Senate Committee Advances PROVE IT Act 

The Senate Environment and Public Works Committee on January 18 approved, in a bipartisan 14–5 vote, the Providing Reliable, Objective, Verifiable Emissions Intensity and Transparency (PROVE IT) Act of 2023, which would direct DOE to study and report on the greenhouse gas emissions released during the production of various commodities in the United States and other countries. The bill was introduced by Sens. Chris Coons (D-DE) and Kevin Cramer (R-ND) and is cosponsored by Sens. Angus King (I-ME), Lisa Murkowski (R-AK), Martin Heinrich (D-NM), Lindsey Graham (R-SC), Sheldon Whitehouse (D-RI), Bill Cassidy (R-LA), John Hickenlooper (D-CO), John Boozman (R-AR), Dick Durbin (D-IL), Mark Kelly (D-AZ), and Alex Padilla (D-CA). 

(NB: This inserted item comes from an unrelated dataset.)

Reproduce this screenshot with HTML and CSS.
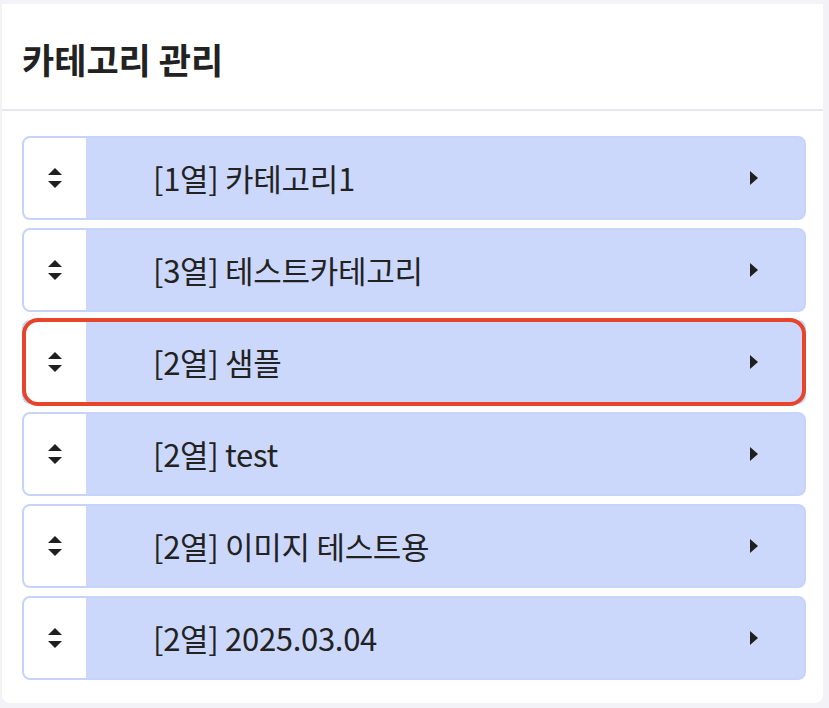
FILE: index.html
```html
<!DOCTYPE html>
<html>
	<head>
		<meta charset="utf-8" />
		<title>카테고리 관리</title>
		<link rel="stylesheet" href="styles.css">
	</head>

	<body>
		<div class="cate-box">
			<div class="cate-head">카테고리 관리</div>
			<div class="cate-list">
				<div class="cate-item">
					<span class="handle"><i class="up"></i><i class="down"></i></span>
					<span class="name">[1열] 카테고리1</span>
					<span class="arrow"></span>
				</div>
				<div class="cate-item">
					<span class="handle"><i class="up"></i><i class="down"></i></span>
					<span class="name">[3열] 테스트카테고리</span>
					<span class="arrow"></span>
				</div>
				<div class="cate-item on">
					<span class="handle"><i class="up"></i><i class="down"></i></span>
					<span class="name">[2열] 샘플</span>
					<span class="arrow"></span>
				</div>
				<div class="cate-item">
					<span class="handle"><i class="up"></i><i class="down"></i></span>
					<span class="name">[2열] test</span>
					<span class="arrow"></span>
				</div>
				<div class="cate-item">
					<span class="handle"><i class="up"></i><i class="down"></i></span>
					<span class="name">[2열] 이미지 테스트용</span>
					<span class="arrow"></span>
				</div>
				<div class="cate-item">
					<span class="handle"><i class="up"></i><i class="down"></i></span>
					<span class="name">[2열] 2025.03.04</span>
					<span class="arrow"></span>
				</div>
			</div>
		</div>
	</body>
</html>
```

FILE: styles.css
```css
* {
	padding: 0px;
	margin: 0px;
	box-sizing: border-box;
}
body {
	background-color: #f2f2f7;
	font-family: "Noto Sans CJK KR", "Noto Sans", sans-serif;
	color: #222;
}
.cate-box {
	width: 821px;
	height: 699px;
	margin: 4px 0 0 2px;
	background-color: #fff;
	border-radius: 0 0 8px 8px;
}
.cate-head {
	height: 107px;
	padding-left: 20px;
	line-height: 110px;
	font-size: 35px;
	font-weight: bold;
	color: #222;
	border-bottom: 2px solid #e6e6eb;
}
.cate-list {
	padding: 25px 17px 0 20px;
	display: flex;
	flex-direction: column;
	gap: 8px;
}
.cate-item {
	position: relative;
	height: 84px;
	display: flex;
	align-items: center;
	background-color: #ccd8fb;
	border: 2px solid #c6d3fa;
	border-radius: 8px;
	overflow: hidden;
}
.cate-item.on {
	overflow: visible;
}
/* 선택된 카테고리 테두리 */
.cate-item.on::after {
	content: "";
	position: absolute;
	left: -2px;
	right: -2px;
	top: -4px;
	bottom: -4px;
	border: 4px solid #e8442a;
	border-radius: 16px;
}
.handle {
	width: 62px;
	height: 100%;
	background-color: #fff;
	display: flex;
	flex-direction: column;
	align-items: center;
	justify-content: center;
	gap: 6px;
}
.cate-item.on .handle {
	border-radius: 6px 0 0 6px;
}
.handle i {
	display: block;
	width: 0;
	height: 0;
	border-left: 7px solid transparent;
	border-right: 7px solid transparent;
}
.handle .up {
	border-bottom: 7px solid #1f1f1f;
}
.handle .down {
	border-top: 7px solid #1f1f1f;
}
.name {
	flex: 1;
	padding-left: 67px;
	font-size: 31px;
	color: #222;
	line-height: 40px;
	letter-spacing: -0.3px;
}
.arrow {
	width: 0;
	height: 0;
	margin-right: 46px;
	border-top: 7px solid transparent;
	border-bottom: 7px solid transparent;
	border-left: 8px solid #1f1f1f;
}
```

Specifically, the PROVE IT Act would direct the Secretary of Energy to conduct a study, alongside the Department of Commerce, Environmental Protection Agency, Office of the US Trade Representative, Department of Homeland Security, and Department of State, to determine the average emissions intensity of covered products produced in the United States and identify any gaps in that data; determine the average emissions intensity of covered products produced by G-7 countries, free trade agreement partners, foreign countries of concern, and countries that hold a substantial global market share for a covered product; identify any issues with verifying the average product emissions intensity data from other countries; and determine the emissions intensity of products produced in the United States compared to products produced in covered countries. In addition, the legislation would facilitate collaboration among entities with expertise in data collection and analysis, support international coordination on emissions intensity data, and establish a process for receiving data from private industry on a voluntary basis.